Mardin’den Londra’ya

Mardin’den yüksek lisans için Londra’ya giden Galip, önce Londra Üniversitesi’nde yüksek lisansa başladı. Galip, buradan Oxford Üniversitesi’ne uzanan serüvenini şöyle anlattı; “İngiliz Edebiyatı okumamdan dolayı İngiltere benim için yegane ülke. Yüksek lisansımı Londra Üniversitesi'nde yaptım. Kürt çalışmaları bölümünde burs kazandım. (Irak) Kürdistan hükümetinin verdiği bursla okudum. Doktoradan sonra Oxford Üniversitesi'ne bir konuşma yapmak için çağırıldım. 2013'te Türk edebiyatı adıyla bir konferans için Türkiye Kültür Bakanlığı tarafından fon ayrıldı. Loren Mion beni davet etti ve Kürt edebiyatı, Yahudi ve Ermeni Edebiyatını da koydu. ‘Türkiye'de sadece Türk edebiyatı yok’ dedi. Çok güzel tepkiler aldım çok beğeni ile karşılandı. Oxford Üniversitesi'nde Ermeni bölümü ile tanıştım, hedefim Sovyet Ermenistan’da Kürt Edebiyatı çalışmaktı. İki kere shortlist olmama rağmen burs alamadım. Oxford Üniversitesi Ermeni bölümüne girdim. Ermeni bölümü ile ortak çalışmaya başladık. Oxford’da Kürtçe dersleri başlattım. İlk kez Kürtçe ders veriyordum. Öğrenciler hepsi yabancı, çoğu İngiliz, akademisyenler de katılmaya başladı. 2 sene ders verdim. Kanada, Amerika, İsrail, İspanya, Fas’ta konuşmalar yaptım. 2013'ten beri Oxford antropoloji bölümündeyim. Avrupa’daki Kürt kadın entelektüelleri çalışıyorum.”
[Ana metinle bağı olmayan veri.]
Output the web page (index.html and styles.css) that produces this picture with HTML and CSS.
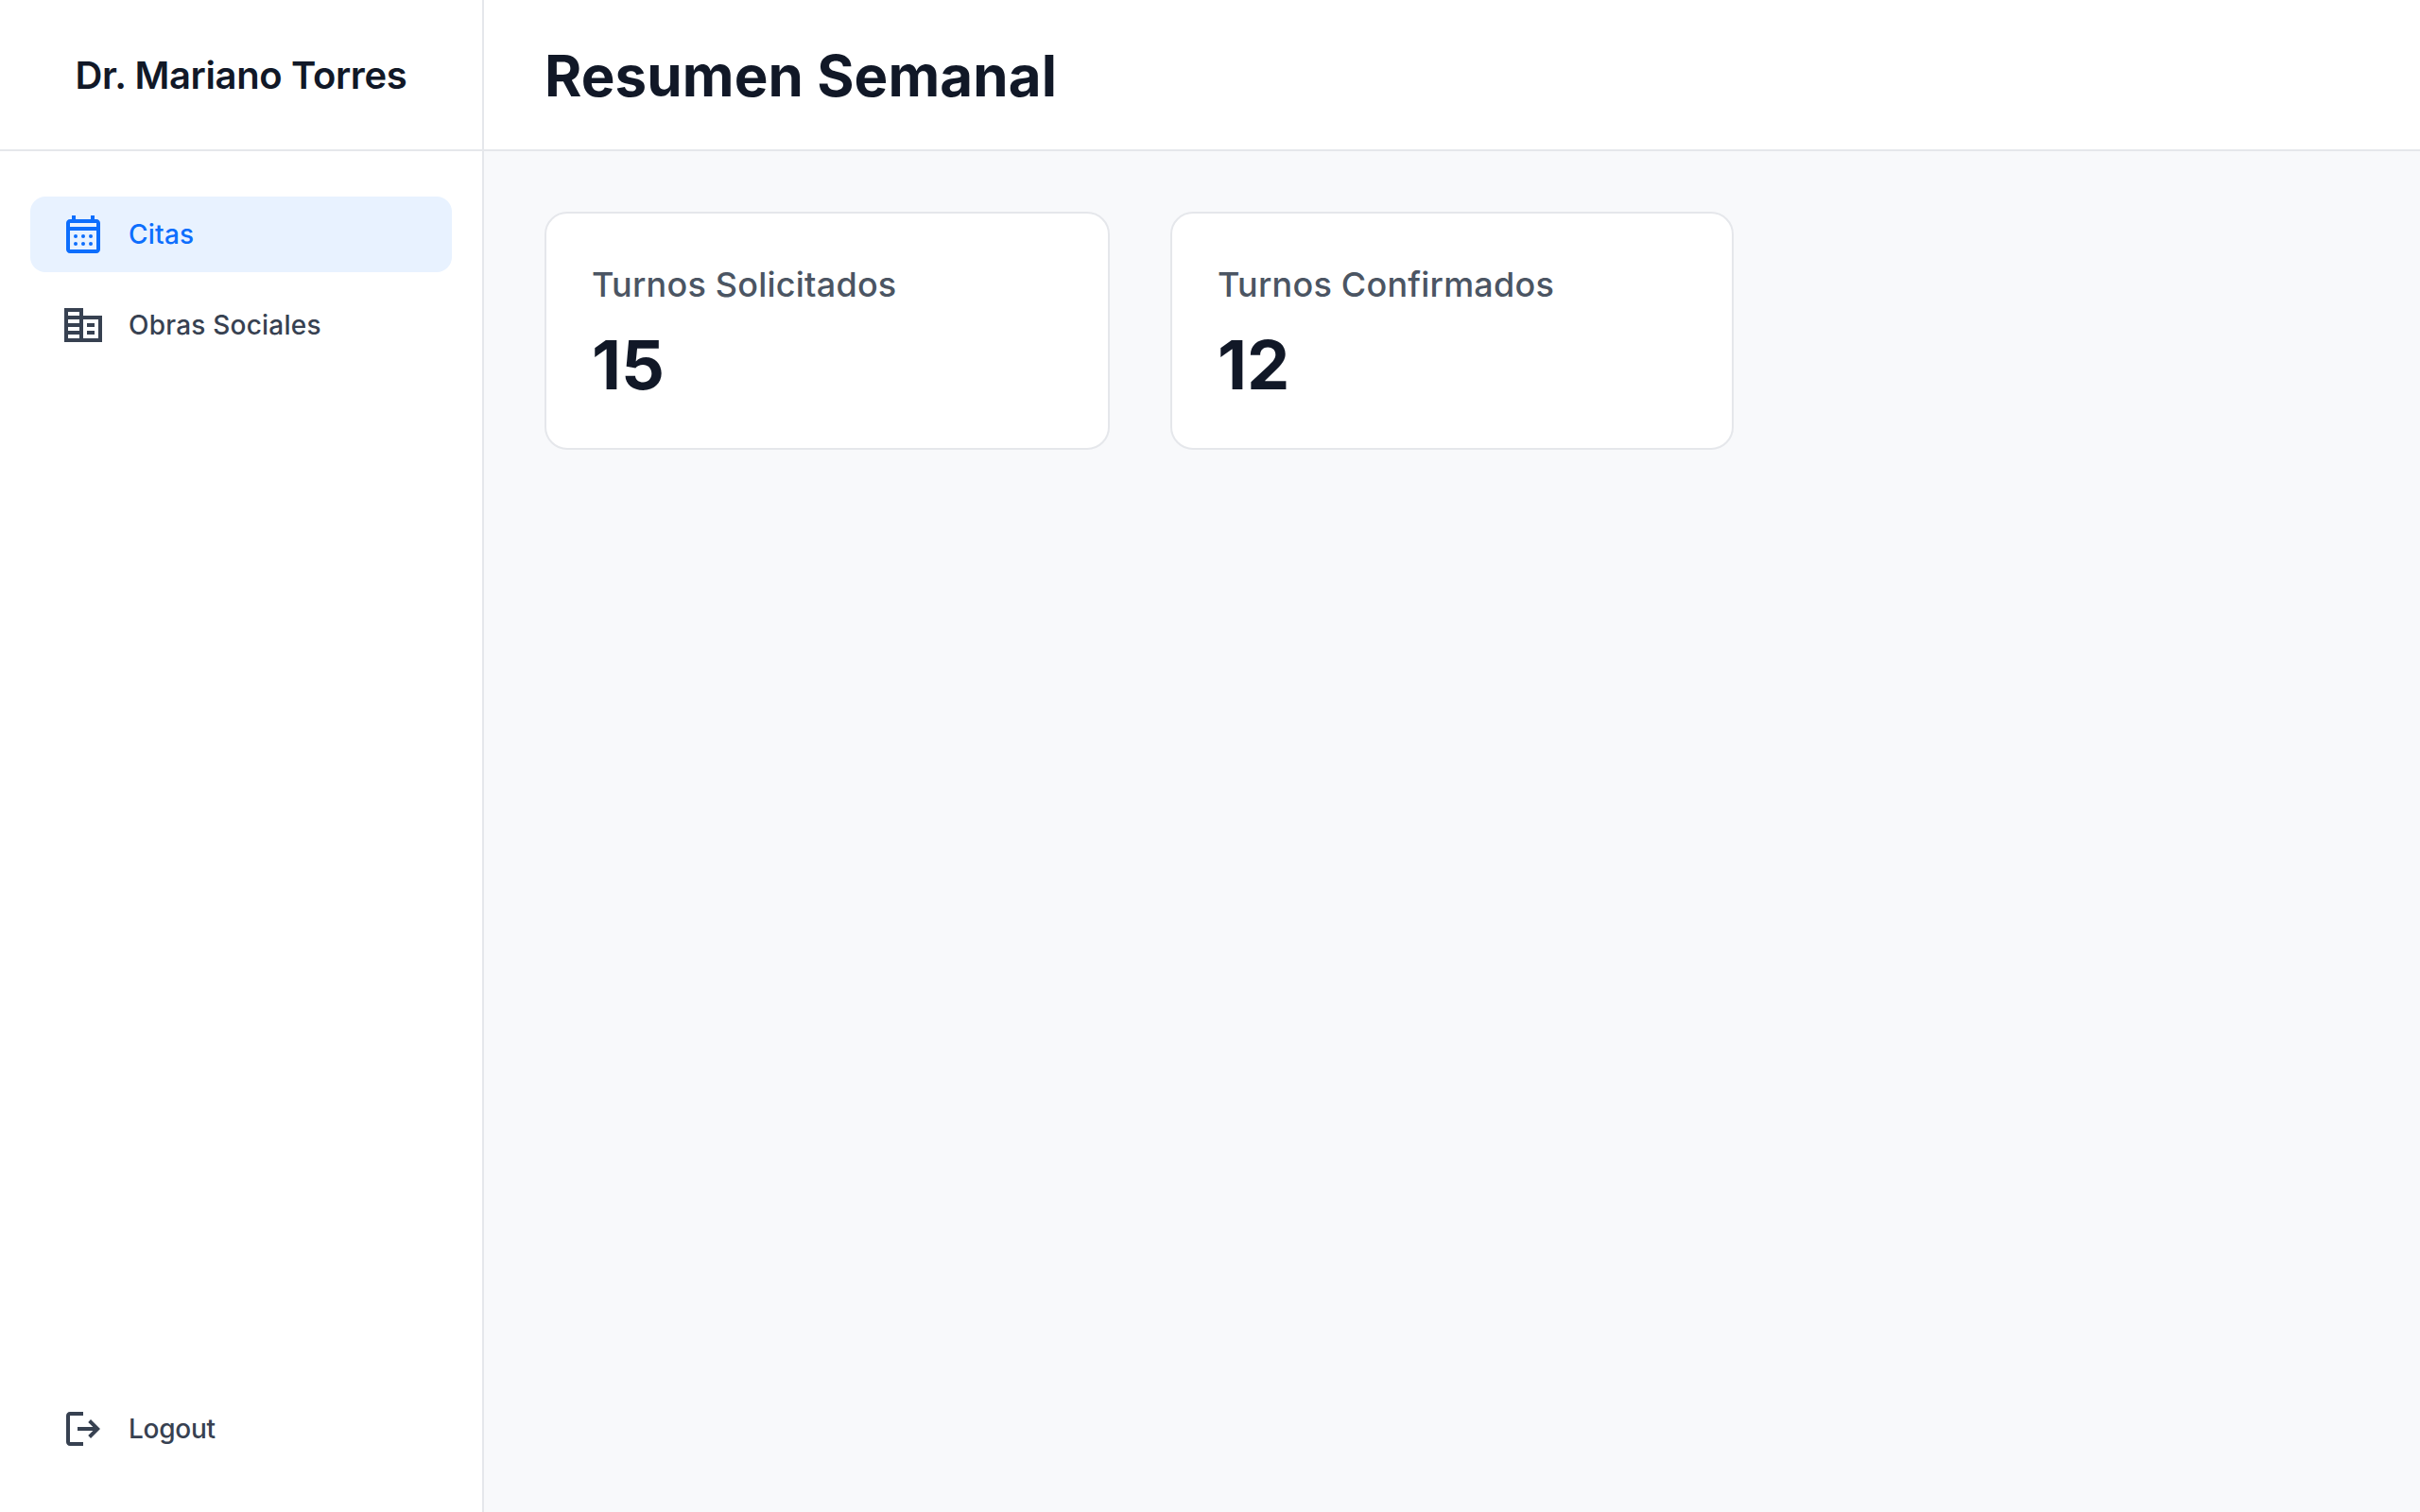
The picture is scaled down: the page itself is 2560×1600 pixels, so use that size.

“Bir kişi az, daha fazla olmalı”

Galip, şimdiye kadar ikisi İngilizce, biri Türkçe üç kitap yazdı. Kitapların ikisi Kürt romanı ve birisi ise Türkiye’nin son on yılında Ermeni sorununa bakış konusunda. Oxford adını sadece ortaokulda Oxford Üniversitesi'nin bastırdığı kitaplardan duyduğunu ifade eden Galip, ‘Bir gün Oxford’da çalışacağım diye bir hayalim olmadı” şeklinde konuştu. Çok daha fazla kişinin Oxford’da okuma potansiyeline sahip olduğunu savunan Galip, “Bu bir piyango değil, kendi çabam. Bir tane Şırnaklı’nın, bir tane Kürdün öne çıkması büyük hata. Bu Oxford’un ayıbı. Bizden bir sürü kişinin olması gerekiyor. Sadece Oxford’da değil diğer üniversitelerde de olması gerekiyor. Tek olma duygusu Kürtler’e haksızlıktır. Ortalama herkeste böyle bir potansiyel var. Sadece sana verilenle yetinmemen gerektiğini düşünüyorum. Kadercilik anlayışından uzak durmamız gerekiyor, biz güçlüyüz, güçlü olduğumuz kadar zekiyiz. Devlet bize şu kadarını veriyorsa daha fazlasını alabileceğimize inanmamız lazım. Kendimizi geliştirmemiz lazım” dedi.

Yılın bir bölümünü Şırnak’ta geçirmek istediğini söyleyen Galip, bir makalesini de Şırnak üzerine yazdı. Galip makalesinde Kürt kadınlarının yaşamını konu edindi. Kendi ailesinin kadınlarından örnek veren Galip, “Benim nezdimde Kürt kadınları çok güçlü. Ben babamdan değil annemden korkuyorum. Benim bütün akrabalarım annelerinden korkuyor kimse babasından korkmuyor” diye konuştu.